Israel says No. We will keep both, thank you very much.
When
the Israeli Prime Minister lectured Obama he needs to be "aware of the
reality on the ground" he wanted the American president to see "it"
through Netanyahu's goggles. He has succeeded. Our president's double
talk about 1967 borders could not get more confusing.
How
is Mr. Obama helping peace when he injects massive ambiguity, with his
statement "1967 should be the basis with mutually agreed land swaps"? The
land-swap deal gives Israel ownership of homes and property stolen from
1948 expelled Palestinians "whose right of return" according to the
president's proposal, Israel will swap, with land that it stole when it
invaded the Jordanian West Bank in 1967.
In response, for once, Netanyahu
spoke truthfully saying, "Palestinians will never be allowed to return;
it will never happen." He will keep both, thank you very much -- the Nakba
properties and the occupied territories -- which in Netanyahu's head, will
make Israel inherently safe and infinitely defensible.
On
Sunday the president went back to the original place of worship, AIPAC,
to speak to pro-occupation Israelis, neocons and members of the U.S. Congress.

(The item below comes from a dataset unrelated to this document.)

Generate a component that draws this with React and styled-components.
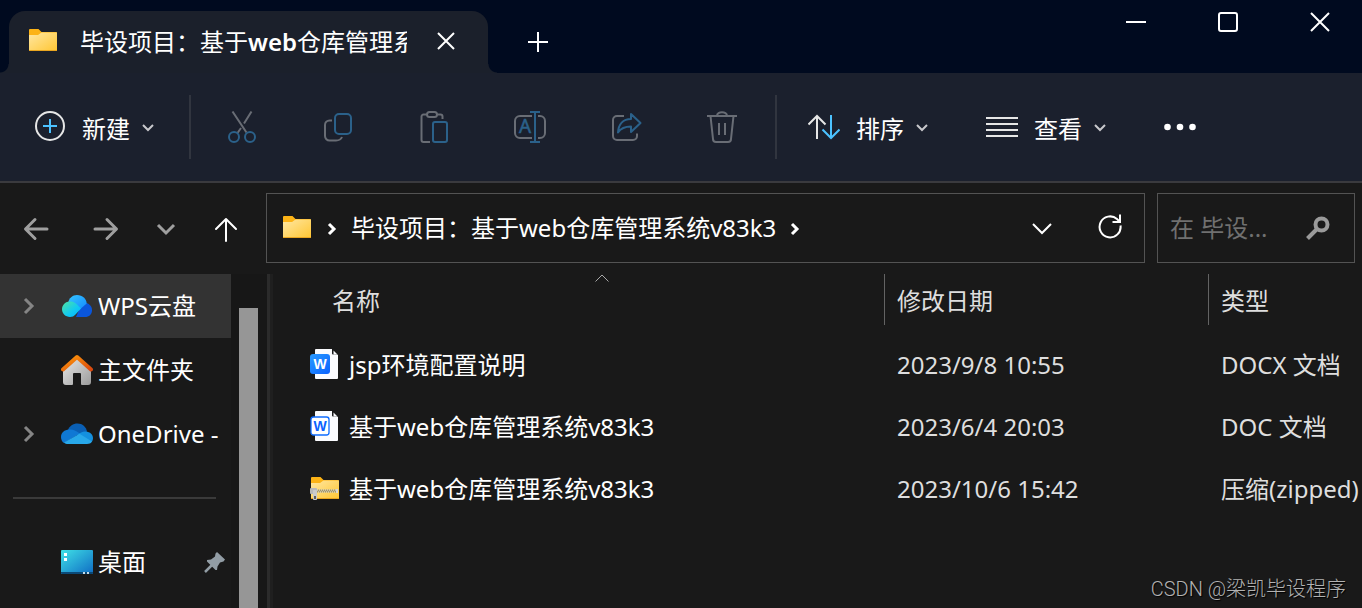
import React, { useState } from 'react';
import styled, { createGlobalStyle } from 'styled-components';

const GlobalStyle = createGlobalStyle`
  * { box-sizing: border-box; }
  body {
    margin: 0;
    background: #191919;
    color: #fff;
    font-family: "Noto Sans", "Noto Sans CJK SC", sans-serif;
    font-size: 24px;
    line-height: 32px;
  }
  button {
    border: 0;
    padding: 0;
    background: none;
    color: inherit;
    font: inherit;
  }
  svg { display: block; flex: none; }
`;

// 窗口
const Window = styled.div`
  position: relative;
  display: flex;
  flex-direction: column;
  min-height: 100vh;
  overflow: hidden;
`;

// 标题栏
const TitleBar = styled.header`
  display: flex;
  height: 73px;
  padding-left: 9px;
  background: #000a1f;
`;
const Tab = styled.div`
  position: relative;
  display: flex;
  align-items: center;
  width: 479px;
  margin-top: 11px;
  padding: 0 24px 2px 20px;
  border-radius: 16px 16px 0 0;
  background: #1b202b;

  &::before,
  &::after {
    content: "";
    position: absolute;
    bottom: 0;
    width: 9px;
    height: 9px;
  }
  &::before {
    right: 100%;
    background: radial-gradient(circle at 0 0, transparent 8px, #1b202b 9px);
  }
  &::after {
    left: 100%;
    background: radial-gradient(circle at 100% 0, transparent 8px, #1b202b 9px);
  }
`;
const TabTitle = styled.span`
  flex: 1;
  margin: 2px 21px 0 21px;
  overflow: hidden;
  white-space: nowrap;

  b { font-weight: 600; }
`;
const TabButton = styled.button`
  display: grid;
  place-items: center;
  width: ${(props) => (props.$wide ? '100px' : '36px')};
  height: ${(props) => (props.$wide ? '84px' : '36px')};
`;
const WindowControls = styled.div`
  display: flex;
  gap: 8px;
  margin-left: auto;
`;
const WindowButton = styled.button`
  display: grid;
  place-items: center;
  width: 84px;
  height: 44px;
`;

// 工具栏
const Toolbar = styled.div`
  display: flex;
  align-items: center;
  height: 110px;
  padding-left: 6px;
  border-bottom: 2px solid #3a3a3e;
  background: #1b202d;
`;
const ToolButton = styled.button`
  display: flex;
  align-items: center;
  gap: 12px;
  height: 64px;
  padding: 0 30px 0 28px;
  white-space: nowrap;
`;
const ToolText = styled.span`
  margin-left: 4px;
  padding-top: 4px;
`;
const IconButton = styled.button`
  display: grid;
  place-items: center;
  width: ${(props) => props.$width || 96}px;
  height: 64px;
`;
const Divider = styled.span`
  width: 2px;
  height: 64px;
  margin: 0 3px 0 5px;
  background: #31353f;
`;

// 地址栏
const NavBar = styled.nav`
  display: flex;
  padding: 10px 7px 11px 0;
`;
const NavButtons = styled.div`
  display: grid;
  grid-template-columns: 72px 68px 52px 68px;
  margin-right: 6px;
`;
const NavButton = styled.button`
  display: grid;
  place-items: center;
  padding-top: 2px;
`;
const AddressBar = styled.div`
  display: flex;
  flex: 1;
  align-items: center;
  height: 70px;
  padding-left: 16px;
  border: 1px solid #535353;
`;
const Crumb = styled.button`
  display: flex;
  align-items: center;
  height: 68px;
  white-space: nowrap;
`;
const CrumbArrow = styled.span`
  display: grid;
  place-items: center;
  width: 38px;
  padding-top: 2px;
`;
const AddressActions = styled.div`
  display: flex;
  margin-left: auto;
`;
const SearchBox = styled.label`
  display: flex;
  align-items: center;
  width: 198px;
  margin-left: 12px;
  padding: 0 24px 0 12px;
  border: 1px solid #535353;
`;
const SearchInput = styled.input`
  flex: 1;
  min-width: 0;
  padding: 0;
  border: 0;
  outline: 0;
  background: none;
  color: #fff;
  font: inherit;

  &::placeholder { color: #707070; }
`;

// 主体
const Body = styled.div`
  display: flex;
  flex: 1;
`;
const Sidebar = styled.aside`
  width: 231px;
`;
const SideItem = styled.button`
  display: flex;
  align-items: center;
  width: 100%;
  height: 64px;
  padding: 0 5px 0 21px;
  background: ${(props) => (props.$active ? '#333333' : 'none')};
  white-space: nowrap;
`;
const Expander = styled.span`
  display: grid;
  place-items: center;
  width: 16px;
  margin-right: 24px;
`;
const SideText = styled.span`
  flex: 1;
  margin-left: 5px;
  overflow: hidden;
  text-align: left;
`;
const SideLine = styled.hr`
  height: 2px;
  margin: 31px 15px 31px 13px;
  border: 0;
  background: #3a3a3a;
`;
const ScrollTrack = styled.div`
  display: flex;
  width: 36px;
  padding: 34px 9px 0 8px;
  background: #171717;
`;
const ScrollThumb = styled.div`
  flex: 1;
  background: #969696;
`;
const Splitter = styled.div`
  width: 6px;
  border-left: 3px solid #2b2b2b;
  background: #1f1f1f;
`;

// 文件列表
const FilePane = styled.main`
  flex: 1;
  min-width: 0;
`;
const FileTable = styled.table`
  width: 100%;
  table-layout: fixed;
  border-collapse: collapse;
  color: #dedede;
`;
const HeadCell = styled.th`
  width: ${(props) => props.$width || 'auto'};
  height: 60px;
  padding: 0 0 0 ${(props) => (props.$first ? '47px' : '0')};
  font-weight: 400;
  vertical-align: top;
`;
const HeadButton = styled.button`
  position: relative;
  display: block;
  width: 100%;
  height: 51px;
  padding: 2px 0 0 12px;
  border-left: ${(props) => (props.$line ? '1px solid #636363' : '0')};
  text-align: left;
`;
const SortMark = styled.span`
  position: absolute;
  top: 0;
  left: 50%;
  margin-left: -7px;
`;
const Cell = styled.td`
  height: 62px;
  padding: 0 0 0 13px;
  overflow: hidden;
  white-space: nowrap;
`;
const NameCell = styled(Cell)`
  padding-left: 37px;
  color: #fff;
`;
const FileName = styled.div`
  display: flex;
  align-items: center;
  gap: 9px;
`;
const Watermark = styled.div`
  position: absolute;
  right: 16px;
  bottom: 5px;
  color: #b2b2b2;
  font: 300 20px/28px Roboto, "Noto Sans CJK SC", sans-serif;
  text-shadow: 1px 1px 1px #000;
`;

// 线条图标
function Line({ w = 32, h = 32, color = '#e6e6e6', sw = 2, round, children }) {
  const cap = round ? 'round' : 'butt';
  return (
    <svg width={w} height={h} viewBox={`0 0 ${w} ${h}`} fill="none" stroke={color}
      strokeWidth={sw} strokeLinecap={cap} strokeLinejoin={round ? 'round' : 'miter'} aria-hidden="true">
      {children}
    </svg>
  );
}

const blue = '#2b618a';
const gray = '#696d75';

const SmallDown = () => (
  <Line w={12} h={12} color="#c8c8cc" sw={2}><path d="M1 4l5 5 5-5" /></Line>
);
const Cross = ({ size }) => (
  <Line w={size} h={size} color="#fff" sw={2}>
    <path d={`M1 1l${size - 2} ${size - 2}M${size - 1} 1L1 ${size - 1}`} />
  </Line>
);

function FolderIcon({ id, zip }) {
  return (
    <svg width="30" height="26" viewBox="0 0 30 26" aria-hidden="true">
      <defs>
        <linearGradient id={id} x1="0" y1="0" x2="1" y2="1">
          <stop offset="0" stopColor="#ffe7a2" />
          <stop offset="1" stopColor="#ffc633" />
        </linearGradient>
      </defs>
      <g transform={zip ? 'translate(1 0)' : undefined}>
        <path d="M0 2a1 1 0 0 1 1-1h8.500l3 3H27a1 1 0 0 1 1 1v17H0z" fill="#fcb316" />
        <path d="M0 7h9l3.500-2.500H28V22a1 1 0 0 1-1 1H1a1 1 0 0 1-1-1z" fill={`url(#${id})`} />
        <path d="M0 22.500h28" stroke="#e9a520" />
      </g>
      {zip && (
        <g>
          <path d="M6 15h22" stroke="#a3966c" strokeWidth="3" />
          <path d="M7 14h21M8 16h20" stroke="#f1ecd9" strokeDasharray="1 1" />
          <rect x="0" y="12" width="7" height="6" rx="1" fill="#b9b9b9" />
          <rect x="3" y="14" width="4" height="10" rx="1" fill="#cbcbcb" />
          <rect x="4" y="20" width="2" height="3" fill="#5b5b5b" />
          <path d="M27 13v4" stroke="#d6d6d6" strokeWidth="2" />
        </g>
      )}
    </svg>
  );
}

function DocIcon({ id, outline }) {
  return (
    <svg width="30" height="34" viewBox="0 0 30 34" aria-hidden="true">
      <defs>
        <linearGradient id={id} x1="0" y1="0" x2="1" y2="1">
          <stop offset="0" stopColor="#2a9bff" />
          <stop offset="1" stopColor="#0a62ff" />
        </linearGradient>
      </defs>
      <path d="M6 1h16l6 6v23a1 1 0 0 1-1 1H6a1 1 0 0 1-1-1V2a1 1 0 0 1 1-1z" fill="#fbfcff" />
      <path d="M22 0.500h6V6.500h-5a1 1 0 0 1-1-1z" fill="#191919" />
      <path d="M23.500 2.500l4 4h-4z" fill="#fbfcff" />
      {outline
        ? <rect x="1" y="7" width="18" height="18" rx="2.500" fill="#fff" stroke="#0f6cff" strokeWidth="1.300" />
        : <rect x="0" y="6" width="20" height="20" rx="3" fill={`url(#${id})`} />}
      <text x="10" y="21" textAnchor="middle" fontFamily="Liberation Sans" fontWeight="700" fontSize="14"
        fill={outline ? '#0a62ff' : '#fff'}>W</text>
    </svg>
  );
}

const WpsCloud = () => (
  <svg width="32" height="32" viewBox="0 0 32 32" aria-hidden="true">
    <defs>
      <linearGradient id="wpsLeft" x1="0" y1="0" x2="1" y2="1">
        <stop offset="0" stopColor="#4fe3a0" />
        <stop offset="0.600" stopColor="#10c8f4" />
        <stop offset="1" stopColor="#00b4ff" />
      </linearGradient>
      <linearGradient id="wpsTop" x1="0" y1="0" x2="1" y2="1">
        <stop offset="0" stopColor="#35c6ff" />
        <stop offset="1" stopColor="#1287ff" />
      </linearGradient>
    </defs>
    <path d="M15 27l6-14c6-1 10 2.500 10 7.200 0 4-3 6.800-7 6.800z" fill="#0a56db" />
    <path d="M7 13C8 8 11.500 5 16 5c5.500 0 9.500 4 9.700 8.500L17 21z" fill="url(#wpsTop)" />
    <path d="M9 11.500c4 0 6 2 8 4l3 3-5.500 6c-1.600 1.700-3 2.500-5.500 2.500-4.500 0-8-3.300-8-7.700s3.500-7.800 8-7.800z" fill="url(#wpsLeft)" />
  </svg>
);

const HomeIcon = () => (
  <svg width="32" height="32" viewBox="0 0 32 32" aria-hidden="true">
    <defs>
      <linearGradient id="homeWall" x1="0" y1="0" x2="1" y2="1">
        <stop offset="0" stopColor="#e9e9e9" />
        <stop offset="1" stopColor="#9c9c9c" />
      </linearGradient>
      <linearGradient id="homeRoof" x1="0" y1="0" x2="1" y2="1">
        <stop offset="0" stopColor="#ff9a0a" />
        <stop offset="1" stopColor="#d9480f" />
      </linearGradient>
    </defs>
    <path d="M2 14L16 3l14 11v14a3 3 0 0 1-3 3h-6a1 1 0 0 1-1-1V20a1 1 0 0 0-1-1h-6a1 1 0 0 0-1 1v10a1 1 0 0 1-1 1H5a3 3 0 0 1-3-3z" fill="url(#homeWall)" />
    <path d="M2 15.500L16 3l14 12.500" fill="none" stroke="url(#homeRoof)" strokeWidth="4" strokeLinecap="round" strokeLinejoin="round" />
  </svg>
);

const OneDriveIcon = () => (
  <svg width="32" height="32" viewBox="0 0 32 32" aria-hidden="true">
    <path d="M7 12c1.500-4 5-6.500 9.500-6.500 5 0 8.500 3.500 9.500 8L17 17z" fill="#0a5fb4" />
    <path d="M8 11.500c4-.5 6 .8 11 4L3 25C1 24 0 21.500 0 19c0-4.200 3.500-7.300 8-7.500z" fill="#0f78d4" />
    <path d="M16 17.500c4-4 7.500-4.500 11-3.500 3 .8 5 3 5 6 0 1.500-.4 3-1.500 4z" fill="#1490df" />
    <path d="M3 24.500l15.500-8.700L31 23.500c-1 1.800-2.800 2.500-5 2.500H7c-1.600 0-3-.5-4-1.500z" fill="#28a8ea" />
  </svg>
);

const DesktopIcon = () => (
  <svg width="32" height="32" viewBox="0 0 32 32" aria-hidden="true">
    <defs>
      <linearGradient id="desk" x1="0" y1="0" x2="1" y2="1">
        <stop offset="0" stopColor="#3fe0e6" />
        <stop offset="1" stopColor="#0f6cc4" />
      </linearGradient>
    </defs>
    <rect y="4" width="32" height="24" rx="1" fill="url(#desk)" />
    <path d="M0 26h32v1a1 1 0 0 1-1 1H1a1 1 0 0 1-1-1z" fill="#0b4a78" />
    <path d="M3 7h3v3H3zM3 12h3v3H3z" fill="#fff" />
    <path d="M22 26h2v2h-2zM26 26h2v2h-2z" fill="#c4dcec" />
  </svg>
);

const PinIcon = () => (
  <svg width="22" height="22" viewBox="0 0 22 22" aria-hidden="true">
    <path d="M13 1l8 7.500-1.500 2-3.500 1-2.500 4-.5 3.500h-1.500L3 10.500V9l4-.5 4-3 .5-3z" fill="#929da5" />
    <path d="M8 14l-7 7" stroke="#929da5" strokeWidth="2.500" />
  </svg>
);

const BoldRight = ({ color = '#858585' }) => (
  <Line w={12} h={18} color={color} sw={3}><path d="M2 2l7 7-7 7" /></Line>
);
const CrumbRight = () => (
  <Line w={10} h={14} color="#fff" sw={3}><path d="M2 2l5 5-5 5" /></Line>
);

// 工具栏中间的图标
const tools = [
  {
    name: '剪切',
    icon: <><path d="M6.500 0.500L20.500 21.500M25.500 0.500l-7.500 12M15 17l-3.500 5" /><g stroke={blue}><circle cx="8" cy="26" r="5" /><circle cx="24" cy="26" r="5" /></g></>,
  },
  {
    name: '复制',
    icon: <><path d="M10 9.500H7.500A4.500 4.500 0 0 0 3 14v11a4.500 4.500 0 0 0 4.500 4.500H14c3 0 5-1 6-3.500" /><rect x="13" y="3" width="16" height="20" rx="4" stroke={blue} /></>,
  },
  {
    name: '粘贴',
    icon: <><path d="M9 3.500H5.500a2 2 0 0 0-2 2V29a2 2 0 0 0 2 2H12M19 3.500h3.500a2 2 0 0 1 2 2V8" /><rect x="9" y="1" width="10" height="5" rx="2.500" /><rect x="15" y="11" width="14" height="20" rx="2" stroke={blue} /></>,
  },
  {
    name: '重命名',
    icon: <><path d="M18 5H6a5 5 0 0 0-5 5v12a5 5 0 0 0 5 5h12M24 5h2a5 5 0 0 1 5 5v12a5 5 0 0 1-5 5h-2" /><path d="M16 1h10M21 1v30M16 31h10" stroke={blue} /><text x="11" y="22" textAnchor="middle" fontFamily="Noto Sans" fontSize="19" fill={blue} stroke={blue} strokeWidth="0.500">A</text></>,
  },
  {
    name: '共享',
    icon: <><path d="M14 5H7a4 4 0 0 0-4 4v16a4 4 0 0 0 4 4h16a4 4 0 0 0 4-4v-2.500" /><path d="M21 3l9.500 9-9.500 9v-5.500c-6 0-10 1.500-13 6 .5-8 5-13.500 13-13.500z" stroke={blue} strokeLinejoin="round" /></>,
  },
  {
    name: '删除',
    icon: <path d="M1 5h30M11 5c0-5 10-5 10 0M4.500 5L7 28a3 3 0 0 0 3 3h12a3 3 0 0 0 3-3l2.500-23M13 12v12M19 12v12" />,
  },
];

const places = [
  { name: 'WPS云盘', icon: <WpsCloud />, expand: true },
  { name: '主文件夹', icon: <HomeIcon /> },
  { name: 'OneDrive -', icon: <OneDriveIcon />, expand: true },
];

const files = [
  { name: 'jsp环境配置说明', date: '2023/9/8 10:55', type: 'DOCX 文档', icon: <DocIcon id="docx" /> },
  { name: '基于web仓库管理系统v83k3', date: '2023/6/4 20:03', type: 'DOC 文档', icon: <DocIcon id="doc" outline /> },
  { name: '基于web仓库管理系统v83k3', date: '2023/10/6 15:42', type: '压缩(zipped)', icon: <FolderIcon id="zip" zip /> },
];

function SideRow({ name, icon, expand, pinned, active, onClick }) {
  return (
    <SideItem $active={active} onClick={onClick}>
      <Expander>{expand && <BoldRight />}</Expander>
      {icon}
      <SideText>{name}</SideText>
      {pinned && <PinIcon />}
    </SideItem>
  );
}

function App() {
  const [current, setCurrent] = useState('WPS云盘');
  const [keyword, setKeyword] = useState('');

  return (
    <Window lang="zh-CN">
      <GlobalStyle />
      <TitleBar>
        <Tab>
          <FolderIcon id="tabFolder" />
          <TabTitle>毕设项目：基于<b>web</b>仓库管理系</TabTitle>
          <TabButton aria-label="关闭标签页"><Cross size={18} /></TabButton>
        </Tab>
        <TabButton $wide aria-label="新建标签页">
          <Line w={20} h={20} color="#fff" sw={2}><path d="M10 0v20M0 10h20" /></Line>
        </TabButton>
        <WindowControls>
          <WindowButton aria-label="最小化"><Line w={20} h={20} color="#fff"><path d="M0 10h20" /></Line></WindowButton>
          <WindowButton aria-label="最大化"><Line w={20} h={20} color="#fff"><rect x="1" y="1" width="18" height="18" rx="2" /></Line></WindowButton>
          <WindowButton aria-label="关闭"><Cross size={20} /></WindowButton>
        </WindowControls>
      </TitleBar>

      <Toolbar>
        <ToolButton>
          <Line>
            <circle cx="16" cy="15" r="14" />
            <path d="M16 8v14M9 15h14" stroke="#4cc2ff" />
          </Line>
          <ToolText>新建</ToolText>
          <SmallDown />
        </ToolButton>
        <Divider />
        {tools.map((tool) => (
          <IconButton key={tool.name} aria-label={tool.name}>
            <Line color={gray}>{tool.icon}</Line>
          </IconButton>
        ))}
        <Divider />
        <ToolButton>
          <Line>
            <path d="M9 28V5M0.500 13.500L9 5l8.500 8.500" />
            <path d="M23 4v23M14.500 18.500L23 27l8.500-8.500" stroke="#4cc2ff" />
          </Line>
          <ToolText>排序</ToolText>
          <SmallDown />
        </ToolButton>
        <ToolButton>
          <Line><path d="M0 7h32M0 13h32M0 19h32M0 25h32" /></Line>
          <ToolText>查看</ToolText>
          <SmallDown />
        </ToolButton>
        <IconButton $width={88} aria-label="更多">
          <svg width="32" height="8" viewBox="0 0 32 8" fill="#fff" aria-hidden="true">
            <circle cx="3.500" cy="4" r="3.300" />
            <circle cx="16" cy="4" r="3.300" />
            <circle cx="28.500" cy="4" r="3.300" />
          </svg>
        </IconButton>
      </Toolbar>

      <NavBar>
        <NavButtons>
          <NavButton aria-label="后退"><Line w={26} h={26} color="#9f9f9f" sw={3} round><path d="M24 13H3M12 3.500L2.500 13l9.500 9.500" /></Line></NavButton>
          <NavButton aria-label="前进"><Line w={26} h={26} color="#9f9f9f" sw={3} round><path d="M2 13h21M14 3.500l9.500 9.500-9.500 9.500" /></Line></NavButton>
          <NavButton aria-label="最近浏览的位置"><Line w={20} h={16} color="#9f9f9f" sw={3}><path d="M2 4l8 8 8-8" /></Line></NavButton>
          <NavButton aria-label="上移一级"><Line w={24} h={26} color="#fff" round><path d="M12 25V3M2 13L12 3l10 10" /></Line></NavButton>
        </NavButtons>
        <AddressBar>
          <FolderIcon id="pathFolder" />
          <CrumbArrow><CrumbRight /></CrumbArrow>
          <Crumb>毕设项目：基于web仓库管理系统v83k3</Crumb>
          <CrumbArrow><CrumbRight /></CrumbArrow>
          <AddressActions>
            <IconButton $width={68} aria-label="历史记录"><Line w={20} h={14} color="#fff"><path d="M1 3l9 9 9-9" /></Line></IconButton>
            <IconButton $width={68} aria-label="刷新">
              <Line w={24} h={28} color="#fff">
                <path d="M22.500 11.500A10.500 10.500 0 1 1 19 5l3 3M22 0.500V8h-7.500" />
              </Line>
            </IconButton>
          </AddressActions>
        </AddressBar>
        <SearchBox>
          <SearchInput aria-label="搜索" placeholder="在 毕设..." value={keyword} onChange={(e) => setKeyword(e.target.value)} />
          <Line w={24} h={24} color="#9a9a9a" sw={4}>
            <circle cx="15.500" cy="8.500" r="6" />
            <path d="M11 13l-9.500 9.500" />
          </Line>
        </SearchBox>
      </NavBar>

      <Body>
        <Sidebar>
          {places.map((place) => (
            <SideRow key={place.name} {...place} active={current === place.name} onClick={() => setCurrent(place.name)} />
          ))}
          <SideLine />
          <SideRow name="桌面" icon={<DesktopIcon />} pinned active={current === '桌面'} onClick={() => setCurrent('桌面')} />
        </Sidebar>
        <ScrollTrack><ScrollThumb /></ScrollTrack>
        <Splitter />
        <FilePane>
          <FileTable>
            <thead>
              <tr>
                <HeadCell $first>
                  <HeadButton>
                    名称
                    <SortMark><Line w={14} h={9} color="#a8a8a8" sw={1}><path d="M0.500 7.500L7 1l6.500 6.500" /></Line></SortMark>
                  </HeadButton>
                </HeadCell>
                <HeadCell $width="324px"><HeadButton $line>修改日期</HeadButton></HeadCell>
                <HeadCell $width="154px"><HeadButton $line>类型</HeadButton></HeadCell>
              </tr>
            </thead>
            <tbody>
              {files.map((file) => (
                <tr key={file.date}>
                  <NameCell><FileName>{file.icon}{file.name}</FileName></NameCell>
                  <Cell>{file.date}</Cell>
                  <Cell>{file.type}</Cell>
                </tr>
              ))}
            </tbody>
          </FileTable>
        </FilePane>
      </Body>
      <Watermark>CSDN @梁凯毕设程序</Watermark>
    </Window>
  );
}

export default App;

He repeated
the "mutually agreed upon" swaps with additional explanations, knowing
full well even that "will never happen."
Carrying his impartiality and honest brokership across the Atlantic this week,
Mr. Obama is working hard in Europe, for Israel, trying to convince leaders there to vote against Palestinian statehood in September.
This world will really be in trouble if the U.S president becomes any more impartial.